In December of 2015, the world agreed on a path forward with regards to climate change. 196 nations signed the Paris Agreement, a new legally-binding framework for an internationally coordinated effort to tackle global warming. The agreement signals the turning point in the achieving a world wide low-carbon economy.
When negotiations to address climate change failed in 2009, countries walked away with a better sense of how to make an agreement work. Using past failures in which each country set its own goals, enabling the Paris agreement to work for everyone was the best way to ensure change.
The deal asks any nation signing it to reduce greenhouse gas emissions and to regularly increase their ambitions. The agreement requires that ratifying nations peak their greenhouse gas emissions as soon as possible and pursue the highest possible ambition that each country can achieve.
Ratifying countries can independently decide on how to lower their emissions. However, because economies, cultures, and nations differ so greatly, a common denominator was hard to determine and, therefore, achieve. Allowing ratifying countries to determine the best way forward for them helped establish support for the agreement.
The Paris Agreement has been established and will continue to be improved upon in a series of conferences held at different locations all over the world.
Paris, France -2015
This conference negotiated the framework for what is now know as “The Paris Agreement”. The attending members agreed to reduce their carbon output “as soon as possible” and to do their best to keep global warming “to well below 2 degrees Celsius”. The agreement will not become binding on its member states until 55 parties who produce over 55% of the world’s greenhouse gas have ratified the Agreement. There is doubt whether some countries, especially the United States, will agree to do so, though the United States publicly committed to do so. The election of Donald Trump as President of the United States does cast doubt on this commitment.

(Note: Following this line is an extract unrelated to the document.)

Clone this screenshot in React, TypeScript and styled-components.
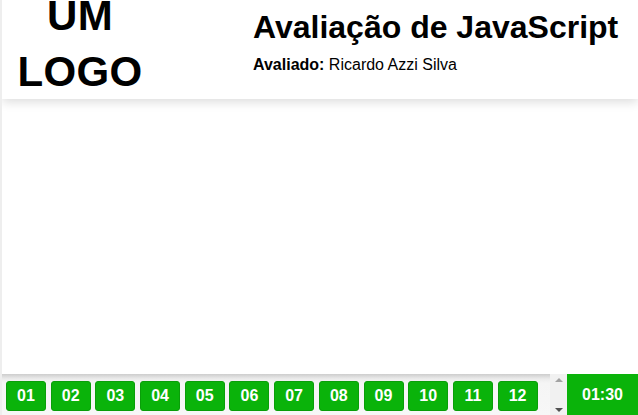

The conference took place two weeks after a series of terrorist attacks in central Paris. Security was tightened accordingly all over the country until after the conference ended. Around the world, 600,000 took part in demonstrations in favor of the agreement.
Marrakeck, Morocco – 2016
This was the first meeting after the Paris Agreement. Once the Paris Agreement enters into force, the CMA becomes the Agreement’s governing body, with authority over all substantive, procedural, administrative and operational matters. As decisions about how to implement the Agreement and adopt its rules get placed on the table in coming months and years, it will be critical to address the process for making those decisions.

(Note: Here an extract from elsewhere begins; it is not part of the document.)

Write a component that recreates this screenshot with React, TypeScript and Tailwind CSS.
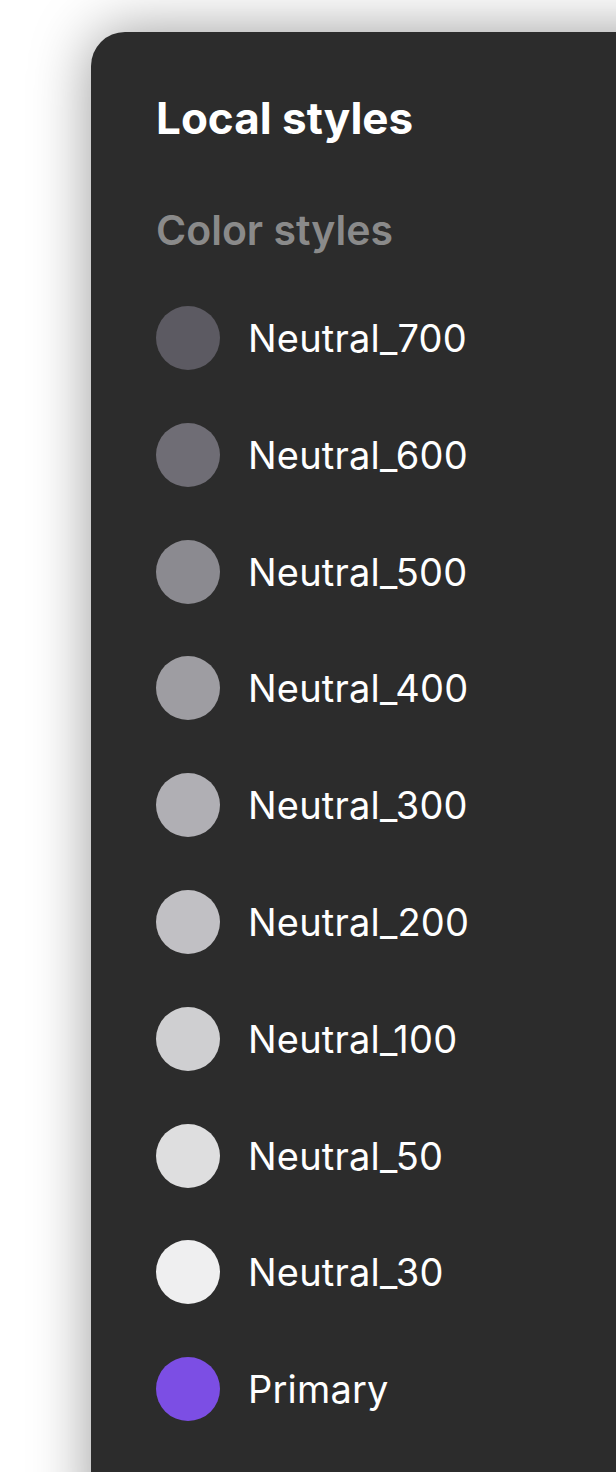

A focal issue of this conference is that water scarcity, water cleanliness, and water-related sustainability, is a major problem in the developing world, including many African nations. It was s a continuation of regular global summits organized by the United Nations following the adoption of the Kyoto Protocol in 1997. The financial responsibility for loss and damages, which was recognized under the Paris Agreement, was debated. Also discussed was the transparency rules regarding the information provided by countries pertaining to the steps they take to reduce their greenhouse-gas emissions.
Kyoto, Japan – 1997
The Kyoto Protocol is an international treaty which extends the 1992 United Nations Framework Convention on Climate Change that commits member nations to reduce greenhouse gas emissions, based on the premise that global warming exists and human-made CO2 emissions have caused it. It came into full force in February 2005. The Protocol puts the obligation to reduce current emissions on developed countries on the basis that they are historically responsible for the current levels of greenhouse gases in the atmosphere. Forest management, cropland management, grazing land management, and re-vegetation are all eligible activities under the Protocol.